Exercise description:
Leaving out the pictures, retype all the material exactly.

Dataset extract:
────────────────────
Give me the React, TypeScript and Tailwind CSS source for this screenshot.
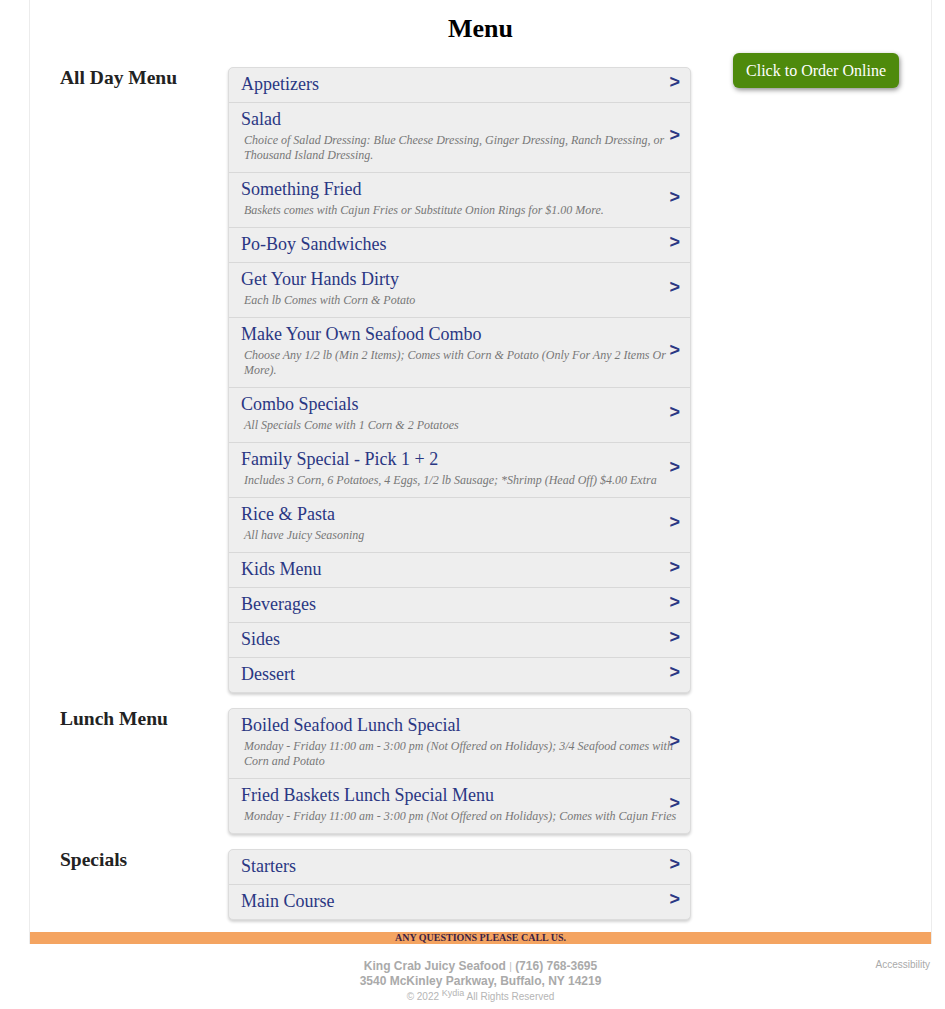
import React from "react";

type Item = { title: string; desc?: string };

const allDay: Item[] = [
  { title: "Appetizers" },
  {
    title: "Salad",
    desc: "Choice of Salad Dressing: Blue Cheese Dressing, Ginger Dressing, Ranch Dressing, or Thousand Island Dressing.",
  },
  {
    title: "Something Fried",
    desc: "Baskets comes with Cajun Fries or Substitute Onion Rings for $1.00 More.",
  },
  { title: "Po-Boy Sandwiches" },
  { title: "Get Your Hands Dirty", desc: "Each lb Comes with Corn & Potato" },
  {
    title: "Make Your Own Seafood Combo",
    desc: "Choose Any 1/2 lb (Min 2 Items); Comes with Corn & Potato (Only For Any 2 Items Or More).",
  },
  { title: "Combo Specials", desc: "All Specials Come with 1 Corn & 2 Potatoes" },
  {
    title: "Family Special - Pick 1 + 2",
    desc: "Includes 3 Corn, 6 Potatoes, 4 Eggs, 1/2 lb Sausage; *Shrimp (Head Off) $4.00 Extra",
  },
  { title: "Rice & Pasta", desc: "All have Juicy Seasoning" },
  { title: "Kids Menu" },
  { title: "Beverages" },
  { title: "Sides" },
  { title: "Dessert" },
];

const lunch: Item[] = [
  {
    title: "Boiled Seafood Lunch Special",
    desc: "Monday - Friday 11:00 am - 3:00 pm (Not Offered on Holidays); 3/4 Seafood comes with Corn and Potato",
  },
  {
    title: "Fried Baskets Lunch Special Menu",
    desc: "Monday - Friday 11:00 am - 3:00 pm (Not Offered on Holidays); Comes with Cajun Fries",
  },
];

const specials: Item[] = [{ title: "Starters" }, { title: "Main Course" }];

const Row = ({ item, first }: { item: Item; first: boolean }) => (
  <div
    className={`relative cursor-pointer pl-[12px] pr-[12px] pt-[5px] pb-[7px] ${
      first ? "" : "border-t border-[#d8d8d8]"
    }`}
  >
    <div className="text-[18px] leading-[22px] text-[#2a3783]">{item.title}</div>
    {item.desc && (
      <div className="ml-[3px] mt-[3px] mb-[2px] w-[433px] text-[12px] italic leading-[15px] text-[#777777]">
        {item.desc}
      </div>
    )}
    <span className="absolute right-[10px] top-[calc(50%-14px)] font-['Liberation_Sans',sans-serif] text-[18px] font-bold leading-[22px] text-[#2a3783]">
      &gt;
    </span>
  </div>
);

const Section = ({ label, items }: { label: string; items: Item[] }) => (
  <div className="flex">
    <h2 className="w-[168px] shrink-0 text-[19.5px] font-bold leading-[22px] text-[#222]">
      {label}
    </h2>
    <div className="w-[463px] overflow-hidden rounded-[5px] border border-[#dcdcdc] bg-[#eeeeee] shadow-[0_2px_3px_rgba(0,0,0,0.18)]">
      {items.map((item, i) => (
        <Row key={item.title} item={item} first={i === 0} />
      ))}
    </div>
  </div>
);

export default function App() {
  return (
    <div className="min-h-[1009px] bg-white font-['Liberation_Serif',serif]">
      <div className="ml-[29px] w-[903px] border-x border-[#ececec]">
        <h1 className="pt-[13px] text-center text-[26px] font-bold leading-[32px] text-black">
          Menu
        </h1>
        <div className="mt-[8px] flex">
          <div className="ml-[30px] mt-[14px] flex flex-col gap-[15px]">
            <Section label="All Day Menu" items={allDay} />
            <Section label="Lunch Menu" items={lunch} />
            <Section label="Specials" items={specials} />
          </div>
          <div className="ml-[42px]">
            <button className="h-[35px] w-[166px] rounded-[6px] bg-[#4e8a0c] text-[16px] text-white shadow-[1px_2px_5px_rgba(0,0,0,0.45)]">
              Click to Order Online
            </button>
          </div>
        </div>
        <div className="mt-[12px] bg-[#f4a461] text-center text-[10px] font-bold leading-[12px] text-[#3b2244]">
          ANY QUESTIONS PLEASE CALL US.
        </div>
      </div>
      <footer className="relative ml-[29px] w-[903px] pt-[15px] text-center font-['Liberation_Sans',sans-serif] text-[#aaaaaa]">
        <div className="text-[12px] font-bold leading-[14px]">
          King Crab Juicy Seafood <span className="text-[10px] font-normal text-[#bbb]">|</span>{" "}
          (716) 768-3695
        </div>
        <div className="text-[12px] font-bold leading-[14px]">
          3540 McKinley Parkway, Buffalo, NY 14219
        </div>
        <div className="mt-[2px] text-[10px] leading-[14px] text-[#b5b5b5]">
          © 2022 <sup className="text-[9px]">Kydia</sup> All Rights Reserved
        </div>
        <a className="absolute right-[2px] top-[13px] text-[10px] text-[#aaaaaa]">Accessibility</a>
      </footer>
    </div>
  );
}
────────────────────
Task response:
Give me the React, TypeScript and Tailwind CSS source for this screenshot.
import React from "react";

type Item = { title: string; desc?: string };

const allDay: Item[] = [
  { title: "Appetizers" },
  {
    title: "Salad",
    desc: "Choice of Salad Dressing: Blue Cheese Dressing, Ginger Dressing, Ranch Dressing, or Thousand Island Dressing.",
  },
  {
    title: "Something Fried",
    desc: "Baskets comes with Cajun Fries or Substitute Onion Rings for $1.00 More.",
  },
  { title: "Po-Boy Sandwiches" },
  { title: "Get Your Hands Dirty", desc: "Each lb Comes with Corn & Potato" },
  {
    title: "Make Your Own Seafood Combo",
    desc: "Choose Any 1/2 lb (Min 2 Items); Comes with Corn & Potato (Only For Any 2 Items Or More).",
  },
  { title: "Combo Specials", desc: "All Specials Come with 1 Corn & 2 Potatoes" },
  {
    title: "Family Special - Pick 1 + 2",
    desc: "Includes 3 Corn, 6 Potatoes, 4 Eggs, 1/2 lb Sausage; *Shrimp (Head Off) $4.00 Extra",
  },
  { title: "Rice & Pasta", desc: "All have Juicy Seasoning" },
  { title: "Kids Menu" },
  { title: "Beverages" },
  { title: "Sides" },
  { title: "Dessert" },
];

const lunch: Item[] = [
  {
    title: "Boiled Seafood Lunch Special",
    desc: "Monday - Friday 11:00 am - 3:00 pm (Not Offered on Holidays); 3/4 Seafood comes with Corn and Potato",
  },
  {
    title: "Fried Baskets Lunch Special Menu",
    desc: "Monday - Friday 11:00 am - 3:00 pm (Not Offered on Holidays); Comes with Cajun Fries",
  },
];

const specials: Item[] = [{ title: "Starters" }, { title: "Main Course" }];

const Row = ({ item, first }: { item: Item; first: boolean }) => (
  <div
    className={`relative cursor-pointer pl-[12px] pr-[12px] pt-[5px] pb-[7px] ${
      first ? "" : "border-t border-[#d8d8d8]"
    }`}
  >
    <div className="text-[18px] leading-[22px] text-[#2a3783]">{item.title}</div>
    {item.desc && (
      <div className="ml-[3px] mt-[3px] mb-[2px] w-[433px] text-[12px] italic leading-[15px] text-[#777777]">
        {item.desc}
      </div>
    )}
    <span className="absolute right-[10px] top-[calc(50%-14px)] font-['Liberation_Sans',sans-serif] text-[18px] font-bold leading-[22px] text-[#2a3783]">
      &gt;
    </span>
  </div>
);

const Section = ({ label, items }: { label: string; items: Item[] }) => (
  <div className="flex">
    <h2 className="w-[168px] shrink-0 text-[19.5px] font-bold leading-[22px] text-[#222]">
      {label}
    </h2>
    <div className="w-[463px] overflow-hidden rounded-[5px] border border-[#dcdcdc] bg-[#eeeeee] shadow-[0_2px_3px_rgba(0,0,0,0.18)]">
      {items.map((item, i) => (
        <Row key={item.title} item={item} first={i === 0} />
      ))}
    </div>
  </div>
);

export default function App() {
  return (
    <div className="min-h-[1009px] bg-white font-['Liberation_Serif',serif]">
      <div className="ml-[29px] w-[903px] border-x border-[#ececec]">
        <h1 className="pt-[13px] text-center text-[26px] font-bold leading-[32px] text-black">
          Menu
        </h1>
        <div className="mt-[8px] flex">
          <div className="ml-[30px] mt-[14px] flex flex-col gap-[15px]">
            <Section label="All Day Menu" items={allDay} />
            <Section label="Lunch Menu" items={lunch} />
            <Section label="Specials" items={specials} />
          </div>
          <div className="ml-[42px]">
            <button className="h-[35px] w-[166px] rounded-[6px] bg-[#4e8a0c] text-[16px] text-white shadow-[1px_2px_5px_rgba(0,0,0,0.45)]">
              Click to Order Online
            </button>
          </div>
        </div>
        <div className="mt-[12px] bg-[#f4a461] text-center text-[10px] font-bold leading-[12px] text-[#3b2244]">
          ANY QUESTIONS PLEASE CALL US.
        </div>
      </div>
      <footer className="relative ml-[29px] w-[903px] pt-[15px] text-center font-['Liberation_Sans',sans-serif] text-[#aaaaaa]">
        <div className="text-[12px] font-bold leading-[14px]">
          King Crab Juicy Seafood <span className="text-[10px] font-normal text-[#bbb]">|</span>{" "}
          (716) 768-3695
        </div>
        <div className="text-[12px] font-bold leading-[14px]">
          3540 McKinley Parkway, Buffalo, NY 14219
        </div>
        <div className="mt-[2px] text-[10px] leading-[14px] text-[#b5b5b5]">
          © 2022 <sup className="text-[9px]">Kydia</sup> All Rights Reserved
        </div>
        <a className="absolute right-[2px] top-[13px] text-[10px] text-[#aaaaaa]">Accessibility</a>
      </footer>
    </div>
  );
}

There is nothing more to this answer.